Starting on 23rd April Borderbus are going to take over the 90 from Konect operating from Beccles to Halesworth and Southwold. Except it won't be called the 90 anymore. Borderbus have reverted back to the original Anglian numbers of 522 and 524, which makes sense as they also operate the Halesworth - Aldeburgh 521. Some good news for Halesworth is that the Dukes Drive estate is getting a Beccles service back, after the brains at Go Ahead decided all passengers in Halesworth lived by a car park and stopped the bus going round there.  The only journey to go is the late afternoon service from Beccles to Halesworth, but I'm not exactly surprised at that.

And finally, and this is the sort of thing you'll be seeing more of, someone is tackling the age old problem of feet on the seats. It was a battle that was never going to be won, so Martijn Gilbert, supremo at Go North East, which is as different to Go East as curry is to ice cream, has come up with a solution - the feet seat. On those rear facing seats that are prone to having feet placed on them he has designed a tip up mechanism for the seat, leaving a space for feet to be placed. If someone needs those sears they can be put down and used with no shoe residue on them. Simple but brilliant. Now to tackle the little scrotes who sit length ways on a double seat, with their knees up and feet on the outside seat. Martijn has kindly sent me some pictures of his new brainchild. Except I'd post them if I could save them, which 3 devices won't let me do, so here is the official publicity! Click here, and I'll ask Martijn to resend the extra pics he sent me.

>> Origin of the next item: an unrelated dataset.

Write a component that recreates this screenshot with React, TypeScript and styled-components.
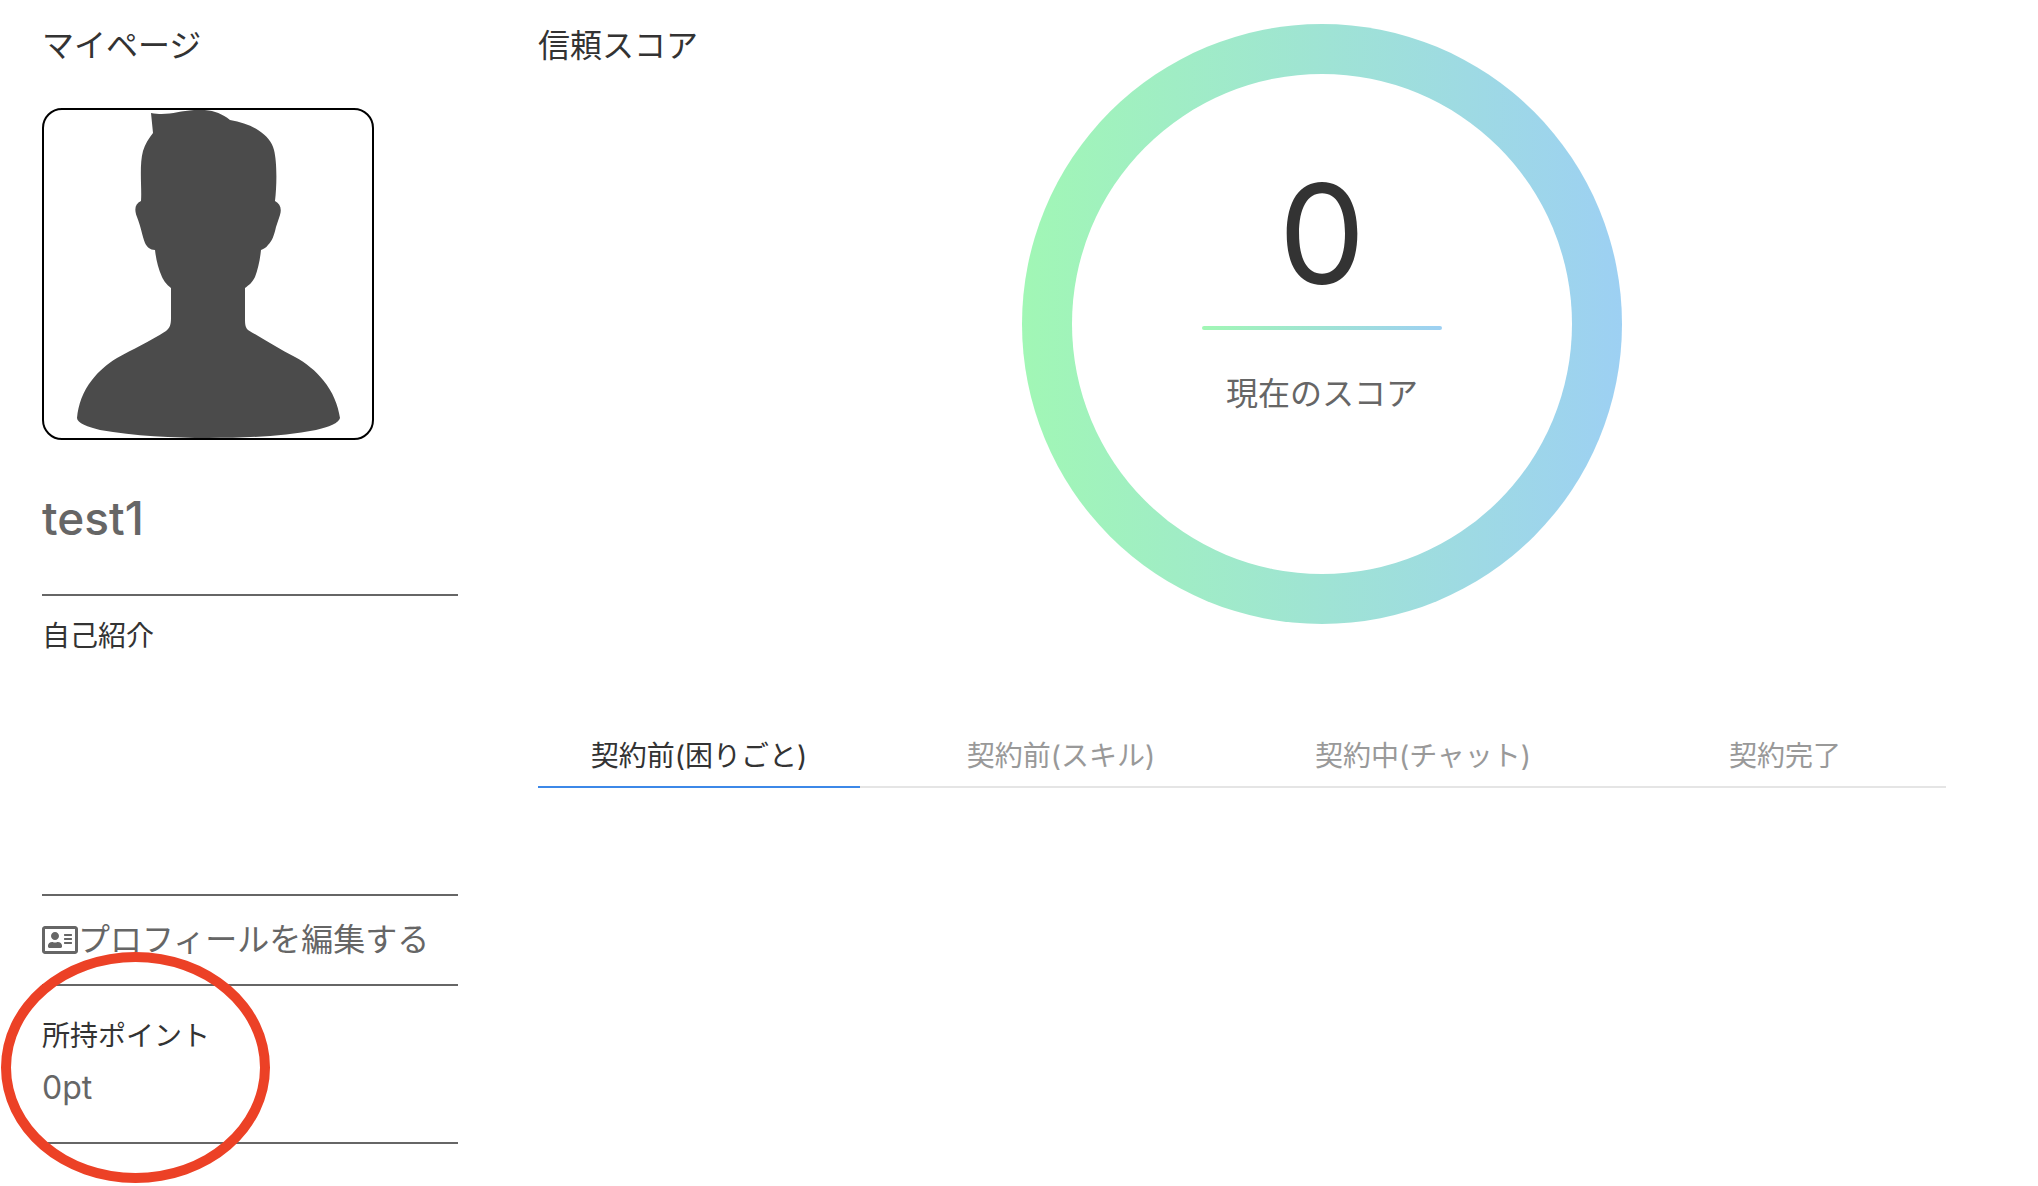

I did start to worry about losing contact with those friends I've made over the years, but then it dawned on me that the likes of Chris Speed, Andrew, Dave and my mates at Borderbus, Martijn, John Bickerton at Reading Buses, Ross and the incredible team at Ensign, not to mention my old(er) school percussion partner down at Stagecoach Southeast (remember Tom Sawyer) are going to be just the people who'll be giving me the positive material to report, so no worries there!